Before we can answer this question and the many more that accompany it, we need to do our homework!

Definition: A municipal body composed of citizen representatives charged with the investigation of complaints by members of the public concerning misconduct by police officers. Such bodies may be independent agencies or part of a law enforcement agency.

Generally, the power of a civilian review board is restricted to reviewing an already completed internal police investigation, consulting with the Chief of Police and making a recommendation on the investigation to the Chief and others. Citizen review boards have not been very effective at causing reform, as they are often co-opted by the police department whose investigations they are supposed to review, and thus wind up agreeing with the police department in almost all instances.

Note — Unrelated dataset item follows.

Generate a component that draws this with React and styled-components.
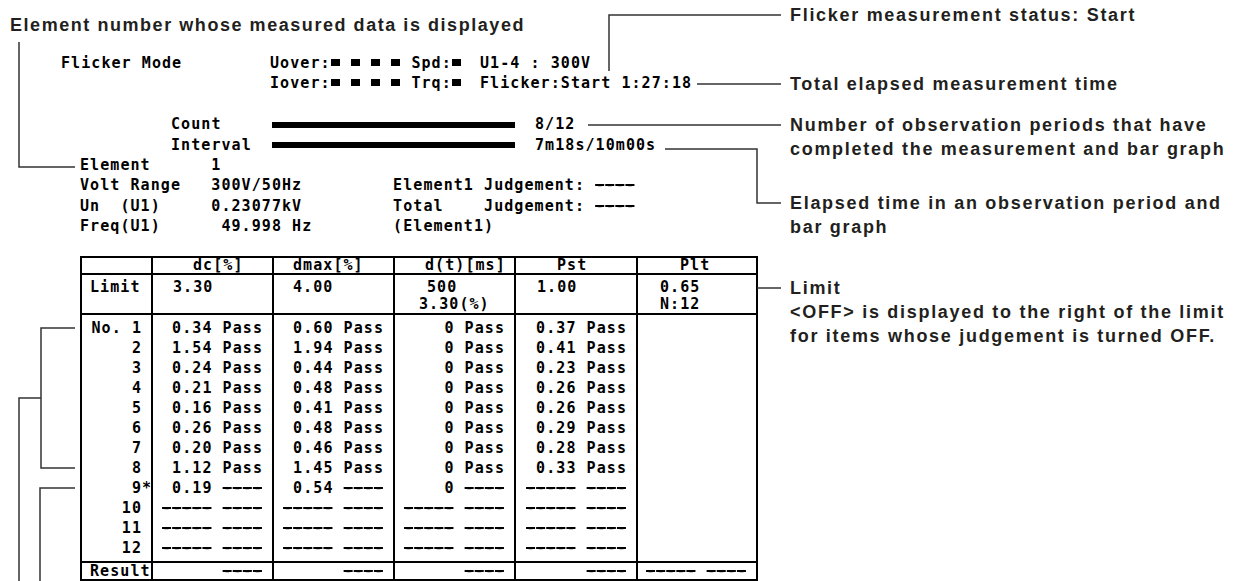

Some of the newer civilian review board models, however, provide board members with investigatory as well as review authority. Some of these models contemplate that the board will conduct parallel investigations to supplement the internal affair investigations. In a few localities, the review board has subpoena power and can force a police officer to testify. A few jurisdictions even grant sole investigatory power to their civilian review boards. But it is very rare for a civilian review board to have the final say as to the disposition of an investigation or discipline to be imposed on an officer. These ultimate decisions generally continue to be the province of the chief of police. Nonetheless, all civilian review boards with independent investigatory authority seem to have the power to make recommendations to the chief on disposition and discipline.

Check out Civilian oversight of policing : governance, democracy, and human rights by Andrew J. Goldsmith & Colleen Lewis. (Because this book is quite expensive, encourage your libraries to purchase it for the community.) This book examines recent experiences with, and prospects for, civilian oversight. It looks at how this relatively new method of police accountability has been interpreted and implemented in a wide range of jurisdictions around the world.

Credit: search Civilian Review Board


There are several options to civilian oversight of policing.

  • Chief’s Advisory Council, which may include representatives from neighborhoods within the city/town as well as a representative from the local NAACP chapter and other agencies, and an overall representative who has been involved with town business on an larger scale.
  • Business Advisory Council, made up of owners and representatives from businesses throughout the city.
  • Citizens’ Review Panel or Board made up of members of the public and agency members.
  • The meeting location needs to be outside of the police department.
  • Subpoena power to investigate complaints is not an option.

The purpose of the first 2 councils is to ensure that the police department has a forum for direct communication between the chief of police and members of the community. The members of these groups both provide input to the chief and assist in disseminating information back into the community. If the councils are effective and transparency is achieved, the need for a review board may not be decreased.

With regard to the panel or board, its job is to review all internal affairs’ investigations that involve allegations of unreasonable force once the investigation is completed, consult with the chief of police and forward recommendations about the case to the chief and others.